• **Instructions to follow**
All of the data should be output character for character, except the pictures.

• **Information supplied**
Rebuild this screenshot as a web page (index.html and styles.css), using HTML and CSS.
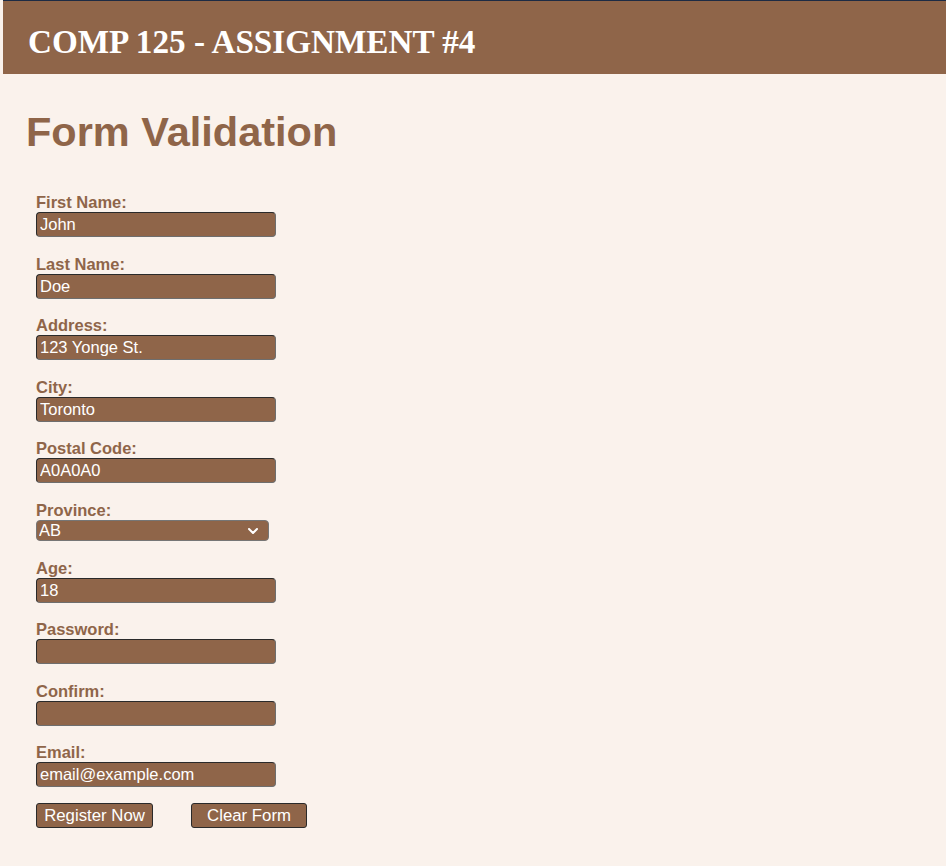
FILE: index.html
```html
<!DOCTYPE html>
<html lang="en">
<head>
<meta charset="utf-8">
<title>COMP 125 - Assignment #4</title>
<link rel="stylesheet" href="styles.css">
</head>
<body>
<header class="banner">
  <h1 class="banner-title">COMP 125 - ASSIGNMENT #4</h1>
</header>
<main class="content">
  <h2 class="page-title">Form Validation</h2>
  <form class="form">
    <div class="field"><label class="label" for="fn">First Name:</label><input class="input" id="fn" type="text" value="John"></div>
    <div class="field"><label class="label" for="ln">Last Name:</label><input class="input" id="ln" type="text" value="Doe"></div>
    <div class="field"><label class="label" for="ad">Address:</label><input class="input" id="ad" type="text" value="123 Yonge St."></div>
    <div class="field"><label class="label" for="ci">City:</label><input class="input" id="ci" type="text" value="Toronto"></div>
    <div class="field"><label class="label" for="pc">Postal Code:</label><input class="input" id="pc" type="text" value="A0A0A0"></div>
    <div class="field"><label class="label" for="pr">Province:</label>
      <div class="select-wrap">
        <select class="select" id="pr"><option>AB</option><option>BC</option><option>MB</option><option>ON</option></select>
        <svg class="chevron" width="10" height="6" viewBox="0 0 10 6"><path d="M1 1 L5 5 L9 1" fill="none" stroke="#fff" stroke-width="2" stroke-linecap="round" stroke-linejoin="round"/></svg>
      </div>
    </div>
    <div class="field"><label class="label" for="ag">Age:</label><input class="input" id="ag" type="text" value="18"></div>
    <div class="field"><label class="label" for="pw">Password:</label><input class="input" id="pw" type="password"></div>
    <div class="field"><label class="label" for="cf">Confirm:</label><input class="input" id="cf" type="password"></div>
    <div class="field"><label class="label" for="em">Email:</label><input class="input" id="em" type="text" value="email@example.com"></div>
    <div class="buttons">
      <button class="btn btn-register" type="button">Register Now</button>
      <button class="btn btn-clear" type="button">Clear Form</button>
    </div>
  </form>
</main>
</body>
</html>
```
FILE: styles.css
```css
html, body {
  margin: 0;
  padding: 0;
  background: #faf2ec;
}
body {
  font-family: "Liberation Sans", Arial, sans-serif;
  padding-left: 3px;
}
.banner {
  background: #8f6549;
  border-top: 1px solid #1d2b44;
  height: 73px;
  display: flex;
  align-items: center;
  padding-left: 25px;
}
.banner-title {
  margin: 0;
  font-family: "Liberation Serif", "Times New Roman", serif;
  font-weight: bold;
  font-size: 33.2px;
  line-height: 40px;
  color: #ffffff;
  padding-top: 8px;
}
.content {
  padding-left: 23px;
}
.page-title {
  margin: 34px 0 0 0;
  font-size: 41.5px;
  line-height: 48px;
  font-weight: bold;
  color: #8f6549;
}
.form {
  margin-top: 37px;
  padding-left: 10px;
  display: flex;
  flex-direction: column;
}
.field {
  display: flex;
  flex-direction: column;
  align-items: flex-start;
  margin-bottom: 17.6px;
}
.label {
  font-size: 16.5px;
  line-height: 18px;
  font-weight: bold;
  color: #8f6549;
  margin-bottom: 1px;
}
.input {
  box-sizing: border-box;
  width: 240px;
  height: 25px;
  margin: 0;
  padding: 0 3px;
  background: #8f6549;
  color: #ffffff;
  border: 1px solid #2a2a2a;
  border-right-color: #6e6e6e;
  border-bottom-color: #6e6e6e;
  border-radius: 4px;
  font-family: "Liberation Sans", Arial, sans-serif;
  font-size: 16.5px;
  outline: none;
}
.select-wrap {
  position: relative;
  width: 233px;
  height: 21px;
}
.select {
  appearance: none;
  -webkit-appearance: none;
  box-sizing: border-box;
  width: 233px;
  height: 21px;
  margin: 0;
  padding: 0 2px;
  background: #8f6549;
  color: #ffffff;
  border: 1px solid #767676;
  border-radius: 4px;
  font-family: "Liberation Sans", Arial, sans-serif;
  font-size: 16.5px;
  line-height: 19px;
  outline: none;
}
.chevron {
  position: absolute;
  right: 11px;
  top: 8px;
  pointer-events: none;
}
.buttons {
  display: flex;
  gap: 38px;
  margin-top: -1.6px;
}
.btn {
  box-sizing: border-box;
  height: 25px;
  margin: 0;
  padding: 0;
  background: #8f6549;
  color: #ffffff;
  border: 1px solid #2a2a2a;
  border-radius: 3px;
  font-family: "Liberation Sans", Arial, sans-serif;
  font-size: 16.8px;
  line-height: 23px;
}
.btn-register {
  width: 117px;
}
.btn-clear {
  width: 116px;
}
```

• **Exercise answer**
Rebuild this screenshot as a web page (index.html and styles.css), using HTML and CSS.
FILE: index.html
```html
<!DOCTYPE html>
<html lang="en">
<head>
<meta charset="utf-8">
<title>COMP 125 - Assignment #4</title>
<link rel="stylesheet" href="styles.css">
</head>
<body>
<header class="banner">
  <h1 class="banner-title">COMP 125 - ASSIGNMENT #4</h1>
</header>
<main class="content">
  <h2 class="page-title">Form Validation</h2>
  <form class="form">
    <div class="field"><label class="label" for="fn">First Name:</label><input class="input" id="fn" type="text" value="John"></div>
    <div class="field"><label class="label" for="ln">Last Name:</label><input class="input" id="ln" type="text" value="Doe"></div>
    <div class="field"><label class="label" for="ad">Address:</label><input class="input" id="ad" type="text" value="123 Yonge St."></div>
    <div class="field"><label class="label" for="ci">City:</label><input class="input" id="ci" type="text" value="Toronto"></div>
    <div class="field"><label class="label" for="pc">Postal Code:</label><input class="input" id="pc" type="text" value="A0A0A0"></div>
    <div class="field"><label class="label" for="pr">Province:</label>
      <div class="select-wrap">
        <select class="select" id="pr"><option>AB</option><option>BC</option><option>MB</option><option>ON</option></select>
        <svg class="chevron" width="10" height="6" viewBox="0 0 10 6"><path d="M1 1 L5 5 L9 1" fill="none" stroke="#fff" stroke-width="2" stroke-linecap="round" stroke-linejoin="round"/></svg>
      </div>
    </div>
    <div class="field"><label class="label" for="ag">Age:</label><input class="input" id="ag" type="text" value="18"></div>
    <div class="field"><label class="label" for="pw">Password:</label><input class="input" id="pw" type="password"></div>
    <div class="field"><label class="label" for="cf">Confirm:</label><input class="input" id="cf" type="password"></div>
    <div class="field"><label class="label" for="em">Email:</label><input class="input" id="em" type="text" value="email@example.com"></div>
    <div class="buttons">
      <button class="btn btn-register" type="button">Register Now</button>
      <button class="btn btn-clear" type="button">Clear Form</button>
    </div>
  </form>
</main>
</body>
</html>
```
FILE: styles.css
```css
html, body {
  margin: 0;
  padding: 0;
  background: #faf2ec;
}
body {
  font-family: "Liberation Sans", Arial, sans-serif;
  padding-left: 3px;
}
.banner {
  background: #8f6549;
  border-top: 1px solid #1d2b44;
  height: 73px;
  display: flex;
  align-items: center;
  padding-left: 25px;
}
.banner-title {
  margin: 0;
  font-family: "Liberation Serif", "Times New Roman", serif;
  font-weight: bold;
  font-size: 33.2px;
  line-height: 40px;
  color: #ffffff;
  padding-top: 8px;
}
.content {
  padding-left: 23px;
}
.page-title {
  margin: 34px 0 0 0;
  font-size: 41.5px;
  line-height: 48px;
  font-weight: bold;
  color: #8f6549;
}
.form {
  margin-top: 37px;
  padding-left: 10px;
  display: flex;
  flex-direction: column;
}
.field {
  display: flex;
  flex-direction: column;
  align-items: flex-start;
  margin-bottom: 17.6px;
}
.label {
  font-size: 16.5px;
  line-height: 18px;
  font-weight: bold;
  color: #8f6549;
  margin-bottom: 1px;
}
.input {
  box-sizing: border-box;
  width: 240px;
  height: 25px;
  margin: 0;
  padding: 0 3px;
  background: #8f6549;
  color: #ffffff;
  border: 1px solid #2a2a2a;
  border-right-color: #6e6e6e;
  border-bottom-color: #6e6e6e;
  border-radius: 4px;
  font-family: "Liberation Sans", Arial, sans-serif;
  font-size: 16.5px;
  outline: none;
}
.select-wrap {
  position: relative;
  width: 233px;
  height: 21px;
}
.select {
  appearance: none;
  -webkit-appearance: none;
  box-sizing: border-box;
  width: 233px;
  height: 21px;
  margin: 0;
  padding: 0 2px;
  background: #8f6549;
  color: #ffffff;
  border: 1px solid #767676;
  border-radius: 4px;
  font-family: "Liberation Sans", Arial, sans-serif;
  font-size: 16.5px;
  line-height: 19px;
  outline: none;
}
.chevron {
  position: absolute;
  right: 11px;
  top: 8px;
  pointer-events: none;
}
.buttons {
  display: flex;
  gap: 38px;
  margin-top: -1.6px;
}
.btn {
  box-sizing: border-box;
  height: 25px;
  margin: 0;
  padding: 0;
  background: #8f6549;
  color: #ffffff;
  border: 1px solid #2a2a2a;
  border-radius: 3px;
  font-family: "Liberation Sans", Arial, sans-serif;
  font-size: 16.8px;
  line-height: 23px;
}
.btn-register {
  width: 117px;
}
.btn-clear {
  width: 116px;
}
```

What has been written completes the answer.